Steak and Eggs Benedict with Asparagus in Bearnaise Sauce from Closet Cooking
Eggs benedict with grilled steak and asparagus in bearnaise sauce; an eggs benedict that even dad can get behind!

Servings: 2

Prep Time: 10 minutes
Cook Time: 20 minutes
Total Time: 30 minutes
  • 1 (6 ounce, 1 inch thick) steak
  • salt and pepper to taste
  • 1 tablespoon oil
  • 2 English muffins, lightly toasted
  • 12 spears asparagus, trimmed and blanched
  • 4 eggs
  • 1 batch bearnaise (see below) or hollandaise sauce, warm
  1. Brush the grill with oil, heat to medium-high heat, pat the steak dry, season with salt and pepper and grill, about 2-4 minutes per side for medium rare and set aside.
  2. Bring a large pot of water to a boil and reduce the heat to medium.
  3. Crack an egg into a bowl, swirl the water in the pot and pour the egg from the bowl into the water and repeat for another egg.
  4. Let the eggs cook until the whites are set but the yolks are not, about 2-3 minutes and fish them out.
  5. Repeat for the remaining 2 eggs.
  6. Plate the English muffins, top with thinly sliced steak, asparagus, poached eggs and bearnaise sauce and enjoy warm.

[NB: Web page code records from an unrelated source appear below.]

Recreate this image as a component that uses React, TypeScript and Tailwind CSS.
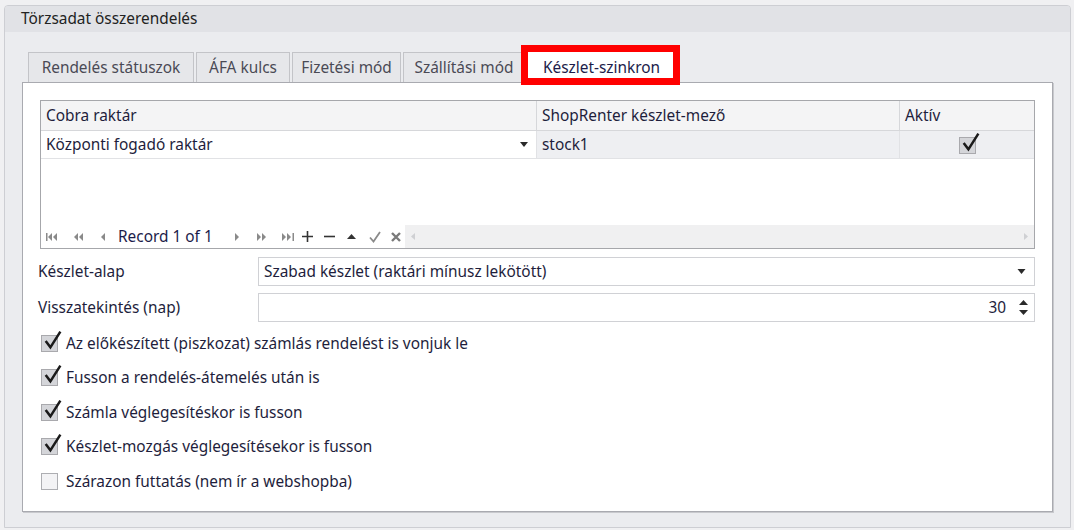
import React from "react";

const FONT = { fontFamily: '"Noto Sans", "Open Sans", Arial, sans-serif' };

function Tick({ className = "" }: { className?: string }) {
  return (
    <svg viewBox="0 0 20 20" className={className}>
      <path d="M3.5 10.5 L8 16.5 L17.5 1.5" fill="none" stroke="#1a1a1a" strokeWidth="2.4" strokeLinejoin="miter" />
    </svg>
  );
}

function CheckBox({ checked }: { checked: boolean }) {
  return (
    <div className="relative w-[17px] h-[17px] shrink-0">
      <div
        className={
          checked
            ? "absolute inset-0 border border-[#a9a9ad] bg-[#d4d5d9]"
            : "absolute inset-0 border border-[#adaeb2] bg-[#f3f3f5]"
        }
      />
      {checked && <Tick className="absolute left-[1px] top-[-5px] w-[21px] h-[21px]" />}
    </div>
  );
}

function Caret({ className = "" }: { className?: string }) {
  return (
    <svg viewBox="0 0 8 5" className={className}>
      <path d="M0 0 H8 L4 5 Z" fill="#2a2a2a" />
    </svg>
  );
}

// Data navigator glyphs
function NavIcon({ kind }: { kind: string }) {
  const c = "#8a8a8a";
  switch (kind) {
    case "first":
      return (
        <svg viewBox="0 0 12 8" className="w-[12px] h-[8px]">
          <rect x="0" y="0" width="1.5" height="8" fill={c} />
          <path d="M6 0 L2 4 L6 8 Z M11 0 L7 4 L11 8 Z" fill={c} />
        </svg>
      );
    case "prevPage":
      return (
        <svg viewBox="0 0 10 8" className="w-[10px] h-[8px]">
          <path d="M5 0 L1 4 L5 8 Z M10 0 L6 4 L10 8 Z" fill={c} />
        </svg>
      );
    case "prev":
      return (
        <svg viewBox="0 0 5 8" className="w-[5px] h-[8px]">
          <path d="M5 0 L1 4 L5 8 Z" fill={c} />
        </svg>
      );
    case "next":
      return (
        <svg viewBox="0 0 5 8" className="w-[5px] h-[8px]">
          <path d="M0 0 L4 4 L0 8 Z" fill={c} />
        </svg>
      );
    case "nextPage":
      return (
        <svg viewBox="0 0 10 8" className="w-[10px] h-[8px]">
          <path d="M0 0 L4 4 L0 8 Z M5 0 L9 4 L5 8 Z" fill={c} />
        </svg>
      );
    case "last":
      return (
        <svg viewBox="0 0 12 8" className="w-[12px] h-[8px]">
          <path d="M0 0 L4 4 L0 8 Z M5 0 L9 4 L5 8 Z" fill={c} />
          <rect x="10.5" y="0" width="1.5" height="8" fill={c} />
        </svg>
      );
    case "add":
      return (
        <svg viewBox="0 0 11 11" className="w-[11px] h-[11px]">
          <path d="M5.5 0 V11 M0 5.5 H11" stroke="#333" strokeWidth="1.6" />
        </svg>
      );
    case "remove":
      return (
        <svg viewBox="0 0 11 11" className="w-[11px] h-[11px]">
          <path d="M0 5.5 H11" stroke="#333" strokeWidth="1.6" />
        </svg>
      );
    case "up":
      return (
        <svg viewBox="0 0 9 5" className="w-[9px] h-[5px]">
          <path d="M0 5 L4.5 0 L9 5 Z" fill="#333" />
        </svg>
      );
    case "ok":
      return (
        <svg viewBox="0 0 12 12" className="w-[12px] h-[12px]">
          <path d="M1 6.5 L4.5 10.5 L11 1" fill="none" stroke="#8a8a8a" strokeWidth="1.8" />
        </svg>
      );
    case "cancel":
      return (
        <svg viewBox="0 0 10 10" className="w-[10px] h-[10px]">
          <path d="M1 1 L9 9 M9 1 L1 9" stroke="#7a7a7a" strokeWidth="2.4" />
        </svg>
      );
    default:
      return null;
  }
}

const tabs = [
  { label: "Rendelés státuszok", w: "w-[166px]" },
  { label: "ÁFA kulcs", w: "w-[94px]" },
  { label: "Fizetési mód", w: "w-[109px]" },
  { label: "Szállítási mód", w: "w-[122px]" },
];

const options = [
  { label: "Az előkészített (piszkozat) számlás rendelést is vonjuk le", checked: true },
  { label: "Fusson a rendelés-átemelés után is", checked: true },
  { label: "Számla véglegesítéskor is fusson", checked: true },
  { label: "Készlet-mozgás véglegesítésekor is fusson", checked: true },
  { label: "Szárazon futtatás (nem ír a webshopba)", checked: false },
];

export default function App() {
  return (
    <div
      className="w-[1074px] h-[530px] bg-[#f0f0f2] pt-[5px] pl-[4px] pr-[3px] pb-[2px] text-[15.4px] text-[#1e1e3c]"
      style={FONT}
    >
      <div className="h-full border border-[#cdced3] rounded-t-[4px] bg-[#ebecef] flex flex-col">
        {/* group caption */}
        <div className="h-[26px] bg-[#e1e2e6] rounded-t-[3px] pl-[16px] flex items-center text-[#222] leading-none">
          Törzsadat összerendelés
        </div>

        <div className="flex-1 flex flex-col pl-[17px] pr-[17px] pt-[20px] pb-[15px]">
          {/* tab strip */}
          <div className="relative h-[30px] flex items-end pl-[6px] gap-[2px]">
            {tabs.map((t) => (
              <div
                key={t.label}
                className={`${t.w} h-[30px] border border-b-0 border-[#c3c4c8] bg-[#e6e7ea] flex items-center justify-center text-[#4a4a55] leading-none`}
              >
                {t.label}
              </div>
            ))}
            <div className="w-[149px] h-[32px] border border-b-0 border-[#c3c4c8] bg-white flex items-center justify-center text-[#1c1c4a] leading-none relative z-10 -mb-[1px]">
              Készlet-szinkron
            </div>
            {/* highlight frame */}
            <div className="absolute left-[499px] top-[-7px] w-[159px] h-[40px] border-[7px] border-[#ff0000] z-20" />
          </div>

          {/* tab page */}
          <div className="flex-1 bg-white border border-[#a9aab0] shadow-[1px_1px_0_#c8c9cd] pt-[17px] pl-[17px] pr-[17px] flex flex-col">
            {/* grid */}
            <div className="h-[149px] border border-[#a6a7ab] flex flex-col">
              <div className="h-[30px] flex bg-[#f4f4f5] border-b border-[#d6d7da]">
                <div className="w-[496px] pl-[5px] flex items-center border-r border-[#d6d7da]">Cobra raktár</div>
                <div className="w-[363px] pl-[5px] flex items-center border-r border-[#d6d7da]">ShopRenter készlet-mező</div>
                <div className="flex-1 pl-[5px] flex items-center">Aktív</div>
              </div>
              <div className="h-[28px] flex border-b border-[#e1e2e5]">
                <div className="w-[496px] pl-[5px] pr-[8px] flex items-center justify-between border-r border-[#e1e2e5] bg-white">
                  <span>Központi fogadó raktár</span>
                  <Caret className="w-[8px] h-[5px]" />
                </div>
                <div className="w-[363px] pl-[5px] flex items-center border-r border-[#e1e2e5] bg-[#eeeff2]">stock1</div>
                <div className="flex-1 flex items-center justify-center bg-[#eeeff2] pt-[2px]">
                  <CheckBox checked />
                </div>
              </div>
              <div className="flex-1" />
              {/* navigator */}
              <div className="h-[23px] flex items-center">
                <div className="flex items-center pl-[5px] w-[364px] leading-none">
                  <span className="w-[27px]"><NavIcon kind="first" /></span>
                  <span className="w-[25px]"><NavIcon kind="prevPage" /></span>
                  <span className="w-[20px] pl-[2px]"><NavIcon kind="prev" /></span>
                  <span className="w-[117px] text-[#1c1c4a]">Record 1 of 1</span>
                  <span className="w-[22px]"><NavIcon kind="next" /></span>
                  <span className="w-[25px]"><NavIcon kind="nextPage" /></span>
                  <span className="w-[20px]"><NavIcon kind="last" /></span>
                  <span className="w-[22px]"><NavIcon kind="add" /></span>
                  <span className="w-[23px]"><NavIcon kind="remove" /></span>
                  <span className="w-[22px]"><NavIcon kind="up" /></span>
                  <span className="w-[22px]"><NavIcon kind="ok" /></span>
                  <span className="w-[12px]"><NavIcon kind="cancel" /></span>
                </div>
                <div className="flex-1 h-full bg-[#f0f0f1] flex items-center justify-between px-[6px]">
                  <svg viewBox="0 0 4 7" className="w-[4px] h-[7px]"><path d="M4 0 L0 3.5 L4 7 Z" fill="#cfd0d3" /></svg>
                  <svg viewBox="0 0 4 7" className="w-[4px] h-[7px]"><path d="M0 0 L4 3.5 L0 7 Z" fill="#cfd0d3" /></svg>
                </div>
              </div>
            </div>

            {/* settings */}
            <div className="mt-[8px] flex items-center h-[29px]">
              <div className="w-[220px] -ml-[2px]">Készlet-alap</div>
              <div className="flex-1 h-full border border-[#d0d1d5] flex items-center justify-between pl-[5px] pr-[8px]">
                <span>Szabad készlet (raktári mínusz lekötött)</span>
                <Caret className="w-[9px] h-[5px]" />
              </div>
            </div>
            <div className="mt-[7px] flex items-center h-[29px]">
              <div className="w-[220px] -ml-[2px]">Visszatekintés (nap)</div>
              <div className="flex-1 h-full border border-[#d0d1d5] flex items-center justify-end pr-[6px]">
                <span className="mr-[13px]">30</span>
                <div className="flex flex-col gap-[5px]">
                  <svg viewBox="0 0 9 5" className="w-[9px] h-[5px]"><path d="M0 5 L4.5 0 L9 5 Z" fill="#2a2a2a" /></svg>
                  <svg viewBox="0 0 9 5" className="w-[9px] h-[5px]"><path d="M0 0 H9 L4.5 5 Z" fill="#2a2a2a" /></svg>
                </div>
              </div>
            </div>

            <div className="mt-[4px] flex flex-col">
              {options.map((o) => (
                <div key={o.label} className="h-[34.5px] flex items-center gap-[8px] pl-[1px]">
                  <CheckBox checked={o.checked} />
                  <span>{o.label}</span>
                </div>
              ))}
            </div>
          </div>
        </div>
      </div>
    </div>
  );
}
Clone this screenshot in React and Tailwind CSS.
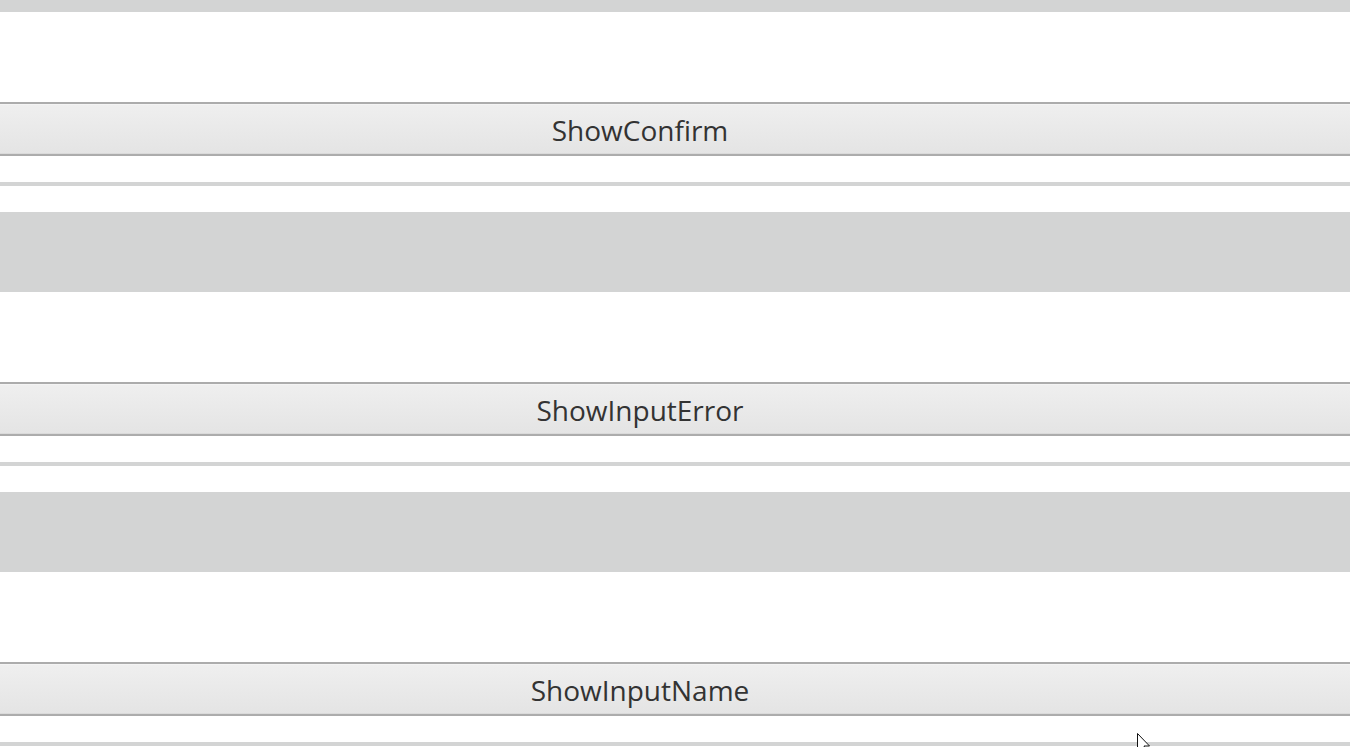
const items = ['ShowConfirm', 'ShowInputError', 'ShowInputName'];

const Band = () => <div className="h-[80px] bg-[#d3d4d4]" />;

const Row = ({ label }) => (
  <div>
    <div className="h-[90px] bg-white" />
    <button
      type="button"
      className="block w-full h-[54px] border-y-2 border-[#acacac] bg-gradient-to-b from-[#efefef] to-[#e4e4e4] pr-[70px] pt-[2px] text-[28px] leading-none text-[#333] shadow-[inset_0_1px_0_#f4f4f4,inset_0_-1px_0_#dadada]"
    >
      {label}
    </button>
    <div className="h-[26px] bg-white" />
    <div className="h-[4px] bg-[#d3d4d4]" />
    <div className="h-[26px] bg-white" />
  </div>
);

const Cursor = () => (
  <svg className="absolute left-[1137px] top-[733px]" width="14" height="22" viewBox="0 0 14 22">
    <path d="M0.5 0.5 L0.5 18 L4.5 14 L7.5 21 L10 20 L7 13 L12.5 13 Z" fill="#fff" stroke="#111" strokeWidth="1" />
  </svg>
);

export default function App() {
  return (
    <div className="relative h-[747px] overflow-hidden bg-white font-['Open_Sans',sans-serif]">
      <div className="h-[12px] bg-[#d3d4d4]" />
      {items.map((label, i) => (
        <div key={label}>
          {i > 0 && <Band />}
          <Row label={label} />
        </div>
      ))}
      <Cursor />
    </div>
  );
}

Tip: Grill an extra steak for dinner and set aside in the fridge for breakfast.
Tip: Make the bearnaise sauce before poaching the eggs, place it in a bowl and place the bowl in warm water to keep the sauce warm until ready to serve.

Blender Bearnaise Sauce

A creamy buttery sauce flavoured with tarragon.

Servings: makes 1 cup

Prep Time: 10 minutes
Cook Time: 5 minutes
Total Time: 15 minutes
  • 2 tablespoons white wine vinegar
  • 2 tablespoons white wine
  • 1 tablespoon shallots, finely diced
  • 1 tablespoon tarragon, chopped
  • 3 egg yolks
  • 1/4 pound (1 stick) unsalted butter, melted and hot
  • 1 tablespoon tarragon, chopped
  • slat and pepper to taste
  1. Bring the vinegar, wine, shallots and tarragon to a boil, reduce the heat, simmer to reduce by half, let cool and strain the solids from the liquid.
  2. Pulse the reduction and egg yolks in a food processor for 20-30 seconds.
  3. Slowly drizzle in the butter while processing until all the butter is incorporated and the sauce is nice and thick and creamy.
  4. Mix in the tarragon and season with salt and pepper to taste.